Nominally, a charged NiCd gives one 1.25v per cell. These are 6-cell packs, so that is 7.5v for the pack. In reality, a NiCd will hit 1.4v right off the charger, so that's 8.4v if you measure it before too much time has passed. The voltage of a fully charged NiCd will sag down in about 6 hours.
A NiMH pack is slightly different in the voltage drop vs. capacity, but they will show 9.0v right off the charger and then drop off more slowly than a NiCd, staying above 8v for a week or so.
In use, the NiCd voltage stays at 1.2v per cell for a long time, until it has around 10% remaining, when it starts dropping like a lemming off a cliff to 1.0v per cell at which time it's done. The NiMH will drop off at a fairly constant rate until it hits 1.0v per cell, at which time it, too, is done.
The total capacity of the NiCd will be on the order of 1200 mAH and the NiMH will be around 1500.
My 760c will fill slightly over 2 GB worth of storage on one NiMH pack, and the 720x just slightly under 2 GB. That's using solid-state flash cards, not the more power hungry microdrives (if anyone is still using those, that is). My 560 is the same as the 760c, which makes sense given the same size imagers. the 720x does not get as far GB-wise as the 760c as it has to fire the camera a lot more to fill that card.
One thing about the older 560 vs. the newer 760 is that the 560 will work with NiMH packs that are no longer up to their original capacity. The 760 will take a couple shots with a worn pack and then tell me to get a new battery. The older packs will sag more voltage after a shot is taken and stored, and I think the newer firmware in the 760 is looking at the battery voltage either much sooner after a shot, or is programmed to look for that extra sag and then call the battery done.
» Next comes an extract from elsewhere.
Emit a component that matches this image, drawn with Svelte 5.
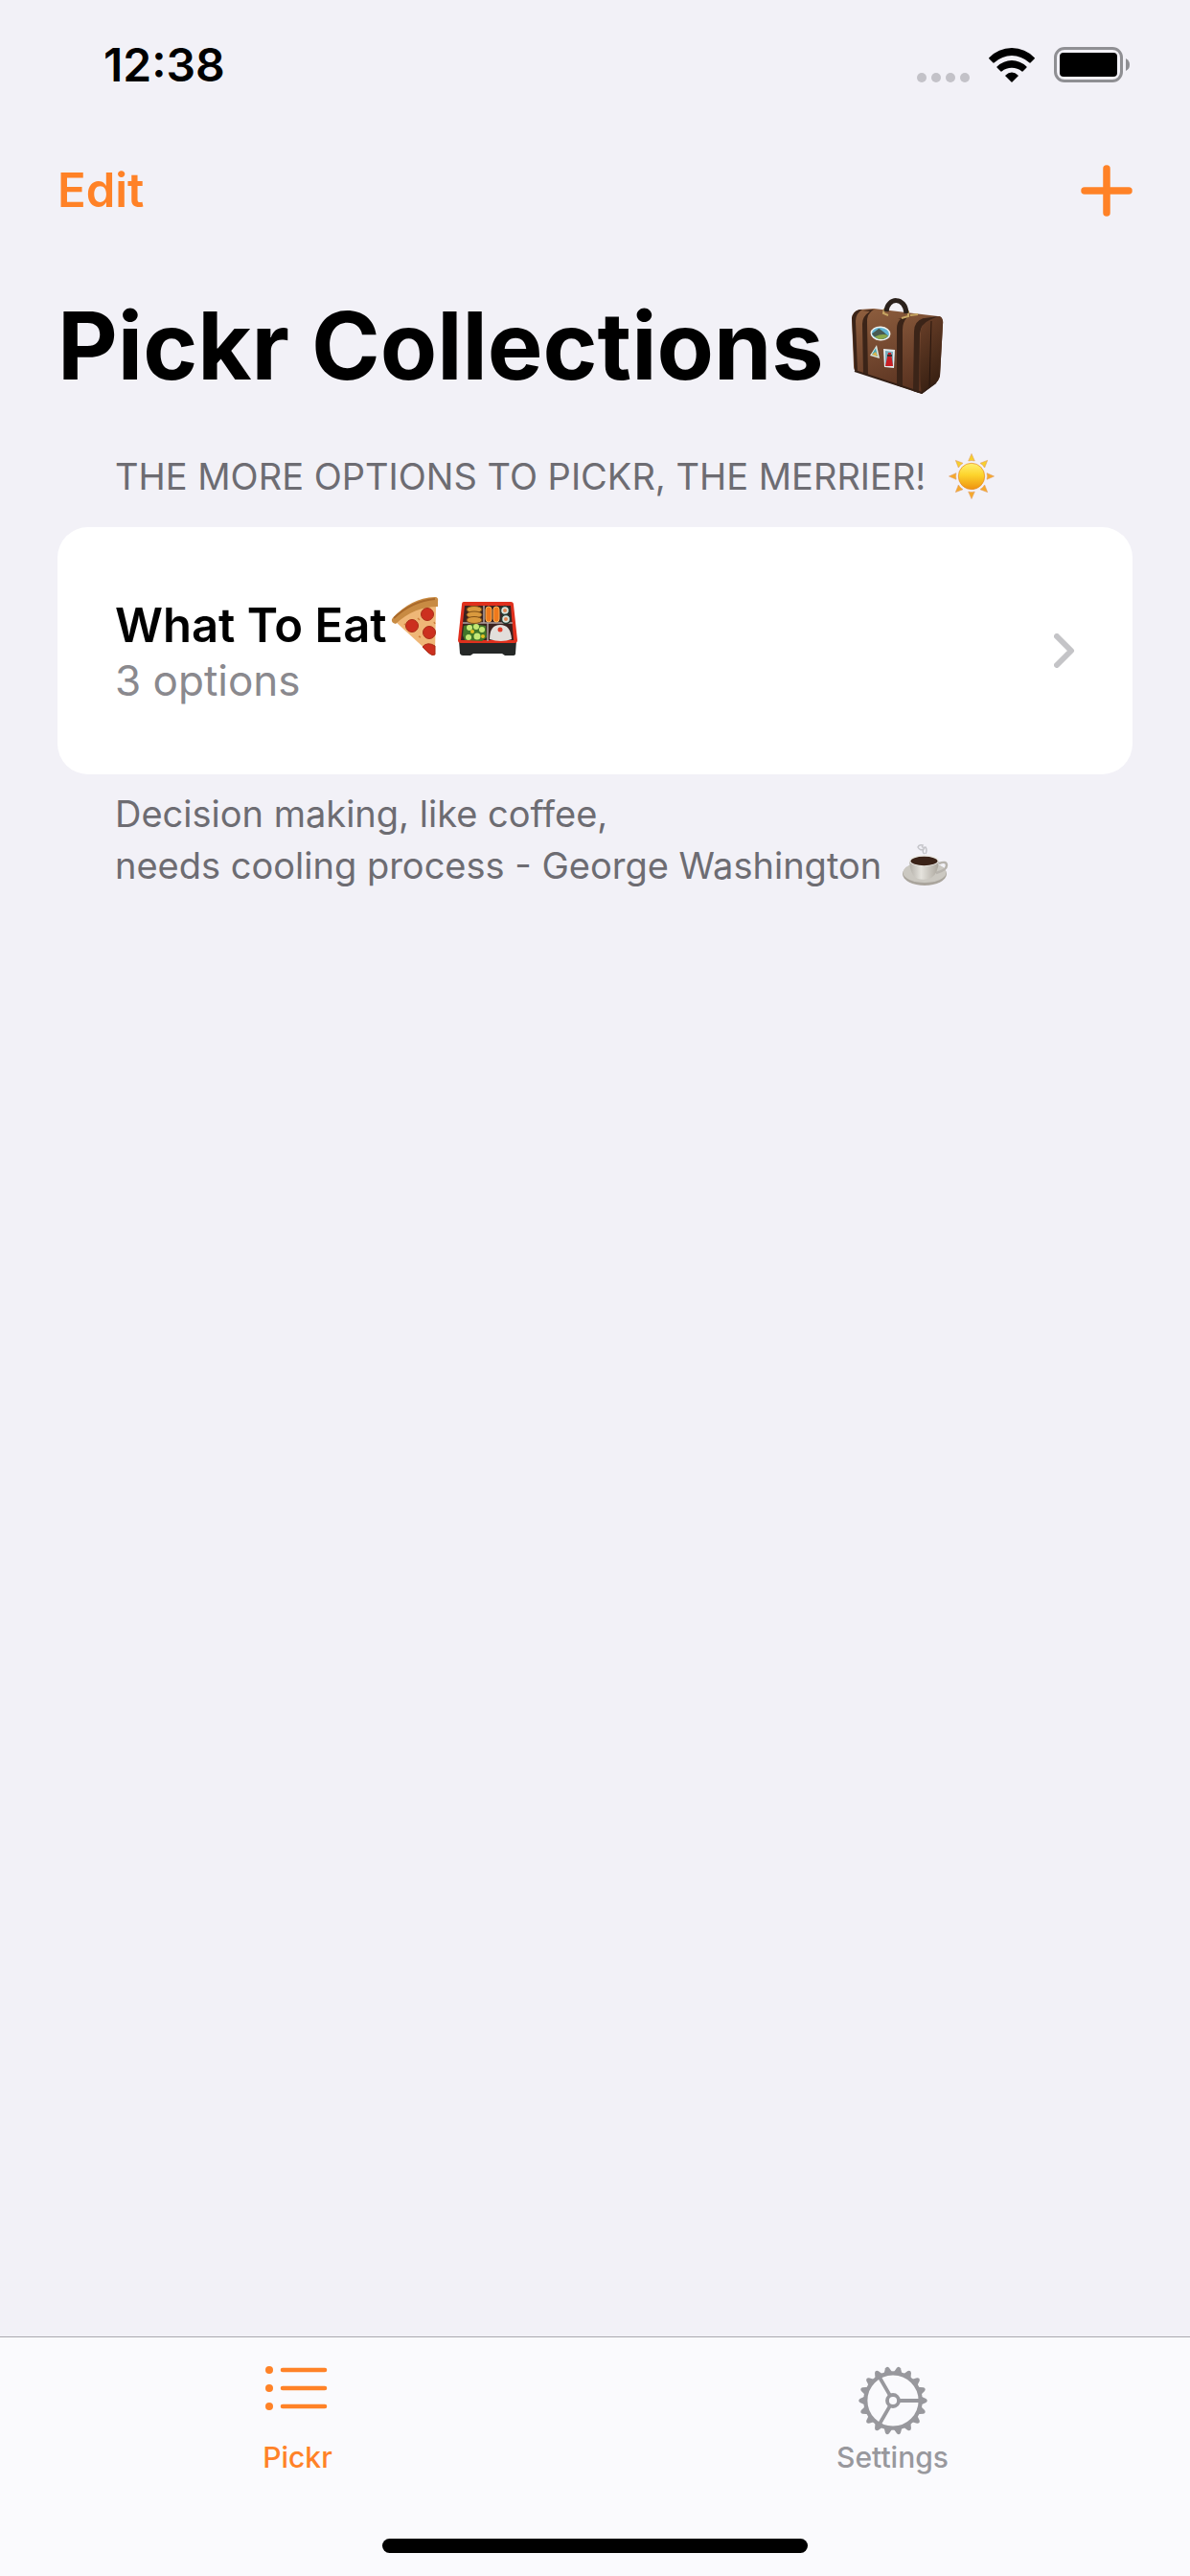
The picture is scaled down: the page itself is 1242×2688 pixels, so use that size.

In any case, if one chooses to go the bench power supply route, set the voltage at 7.6 volts and the current limit to 500 milliamps and you'll get almost a full charge (90%) into the NiMH pack without risking production of oxygen and hydrogen in the cell and ruining it.
Keep firmly in mind that a NiMH cell can not take *any* overcharge the way a NiCd cell can. No trickle charging, please! Make sure it cuts off at 90-95% or it will not live for many cycles.....
A real NiMH charger like the Kodak ones we can't get pump more current into a pack, but watch the temperature rise and then back off the current until it winds up turned off. Since the bench supply has no temperature monitor capability, we have to set the current lower and simply take a bit more time to charge then the real charger does. But, it is a cheap solution that works well if you have nothing better.